InventedWanlass, Fairchild 1963
Static current≈ 0 (one device off)
Inverter delay (7 nm)~ 10 ps
Dynamic powerP = α C V² f
Density (7 nm)~ 10⁸ trans./mm²

Interactive visualization

Press play, or step through manually. The visualization is yours to drive — try it before reading on.

Open visualization fullscreen ↗

Watch the 60-second explainer

A condensed visual walkthrough — narrated, captioned, under a minute.

The complementary idea

A logic gate is, at bottom, a switch. To output a logical 1 you connect the output node to the positive supply Vdd; to output a 0 you connect it to ground. The hard part is doing that with transistors that are small, fast, and don't melt under load. The pre-CMOS approach — NMOS logic in the 1970s — used an NMOS transistor as the pull-down and a resistor (or a depletion-mode NMOS acting like one) as the pull-up. When the pull-down was on, the resistor still carried current to ground; static dissipation was unavoidable. A 100 000-transistor NMOS chip drew several watts in steady state, and scaling further was thermally impossible.

CMOS solves the problem by making the pull-up active too — a PMOS transistor whose gate is wired to the same input as the NMOS pull-down. Because the PMOS conducts when its gate is low and the NMOS conducts when its gate is high, they are complementary: in any DC steady state, exactly one of them is on. There is never a path from Vdd to Gnd in steady state, so there is no static current. Power is dissipated only during the brief switching transition when both devices momentarily conduct, and through subthreshold leakage that grows exponentially as V_t shrinks.

This single observation — that an NMOS and a PMOS are duals and can be wired in complementary networks — is the entire reason 10⁸ transistors fit in a square millimetre without the package vapourising.

The inverter, in detail

The simplest CMOS gate is the inverter, a single complementary pair:

          Vdd
           |
        |‒‒|‒‒  PMOS  (source at Vdd, drain at Vout, gate at Vin)
           |
           +‒‒‒ Vout
           |
        |‒‒|‒‒  NMOS  (drain at Vout, source at Gnd, gate at Vin)
           |
          Gnd

When V_in is low (≈ 0 V), the NMOS gate-source voltage is below threshold so the NMOS is off, while the PMOS gate-source voltage is −V_dd, well below its (negative) threshold, so the PMOS is on. The output node sees a low-resistance path to Vdd through the PMOS and a high-resistance path to ground through the off NMOS, so V_out pulls up to V_dd — a logical 1.

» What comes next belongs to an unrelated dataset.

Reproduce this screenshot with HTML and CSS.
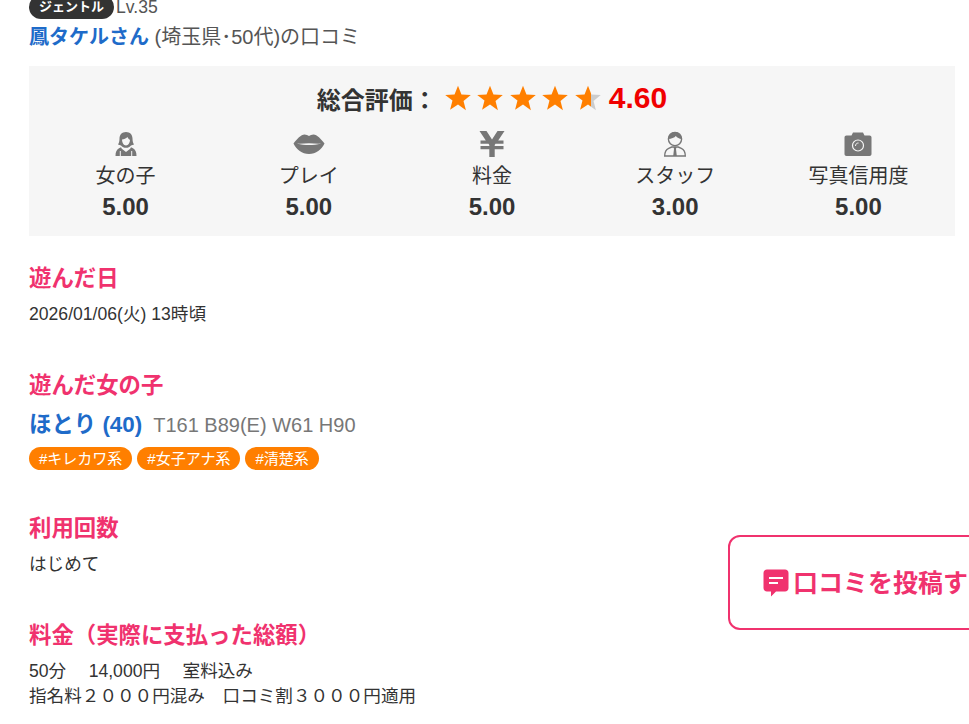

When V_in is high (≈ V_dd), the NMOS turns on and the PMOS turns off. The output is pulled down to Gnd, a logical 0. Input low gives output high; input high gives output low — that is a logical inversion, and the gate symbol gets a small bubble on the output to denote it.

NAND, NOR, and the duality rule

Multi-input gates extend the complementary pair into a pull-up network (PUN) of PMOS transistors and a pull-down network (PDN) of NMOS transistors. The rule for building them is structural: the two networks are graph-theoretic duals. Series in one becomes parallel in the other, and vice versa.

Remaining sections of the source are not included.